Esta epidemia, que a mí desde luego me parece desgraciada, ha visto crecer a su sombra, como suele suceder en estos casos, posiciones artificiales creadas con el fin de asegurar que la dictadura de lo políticamente correcto se cumple. Naturalmente tal dictadura, faltaría más, tiene sólo una dirección, la de quien ha decidido, investido por no se sabe quién o con qué fundamento, o quizá sí, qué es lo políticamente correcto. En la música ya venimos padeciendo (al menos quienes no gustamos de aceptar calladamente, y mucho menos de seguir, el pensamiento único) esta tendencia en muchos aspectos. Recordemos la cantidad de tonterías que tuvimos que leer con ocasión de la presencia de Thielemann en el podio del Concierto de Año Nuevo de este último año, o las quejas porque el concierto “siempre lo dirigía un hombre”, cuando en realidad lo ha dirigido un pequeñísimo y muy elitista grupo de personas, que sí, que eran hombres cuando simplemente no había mujeres en los podios. Y es seguro que, más bien antes que después, alguna mujer, cuando alcance la élite mundial de la dirección orquestal, lo hará también, esperemos que por méritos propios y no porque lo políticamente correcto así lo ordene.

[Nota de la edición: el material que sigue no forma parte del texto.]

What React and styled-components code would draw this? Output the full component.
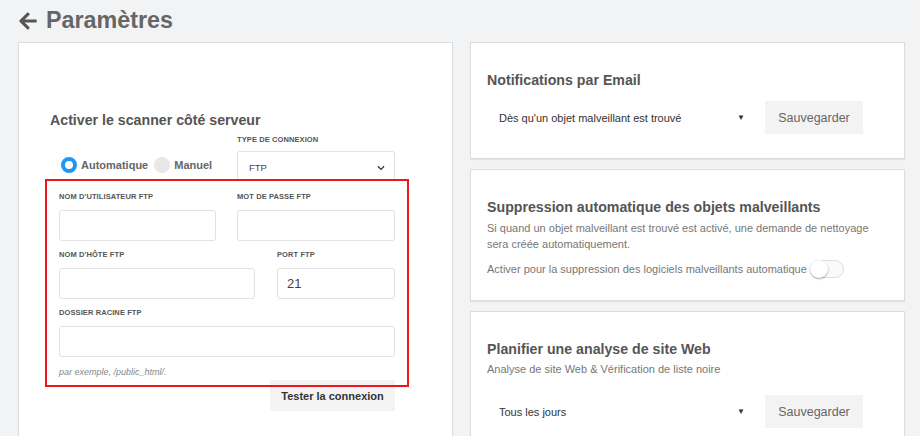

Pero más allá de eso, hemos asistido a algunas otras cosas exóticas que van en la misma dirección, casi todas procedentes, qué casualidad, del otro lado del charco. El episodio chusco de la Turandot canadiense, con la misma puesta en escena de Bob Wilson que vimos aquí, sería para reír si no fuera porque, en realidad, es más bien para llorar. Que Ping, Pang y Pong se tengan que llamar Jim, Bob y Bill, porque un chino-canadiense llamado Richard Lee que, atención, resulta ser “miembro del Comité de Diversidad e Inclusión” de la compañía de ópera canadiense, ha determinado que la denominación original es “despreciativa” y puede “herir la sensibilidad” de los espectadores orientales… tiene tela marinera. Peor aún. No se sabe si es más deprimente el pretexto para cambiar de nombre a los personajes o la tonta e infantiloide pretensión de que las sensibilidades heridas van a dejar de estarlo por tan nimia decisión, porque si tal es el caso, recomiendo encarecidamente que se lo hagan mirar. Por otra parte, no sé si lo que me llama más la atención es la chorrada de Lee o el hecho de que el sujeto pertenezca al “Comité de Diversidad e Inclusión”, grupo que, evidentemente, pertenece al ámbito de las posiciones artificiales de vigilancia mencionadas más arriba.
Pero si creíamos que los Comités y Comisarios vigilantes de que se cumpla todo eso que dicta la corrección política habían terminado de diseñar puestos estrambóticos, yo al menos acabo de descubrir que no, que los del otro lado del charco han discurrido una nueva figura aparentemente relevante en la dirección de escena operística: el director de intimidad. Toma ya. El director (o directora, que luego viene el o la del comité del lenguaje inclusivo y me regaña) de intimidad, según un reportaje reciente de Julio Bravo en ABC (https://www.abc.es/cultura/teatros/abci-llega-director-intimidad-opera-para-controlar-escenas-sexo-201912091858_noticia.html), es “una figura que interviene en rodajes y montajes ‘coreografiando’ las escenas de contenido sexual o violento, con la intención de que los intérpretes se sientan cómodos con una situación que es, de por sí, muy incómoda”. Ahora vas y lo cascas. Parece, según recoge el reportaje mencionado, que la tal figura no ha llegado por estos lares, pero… arrieros somos. Lo peor de este tema es que todavía nadie ha instituido la figura del “director de defensa del sentido común”, que, en los tiempos que corren, sería, la verdad, algo muy deseable. Estoy por postularme para el asunto, aunque no sé si, dado el desasosegador panorama, la labor podría estar razonablemente compensada.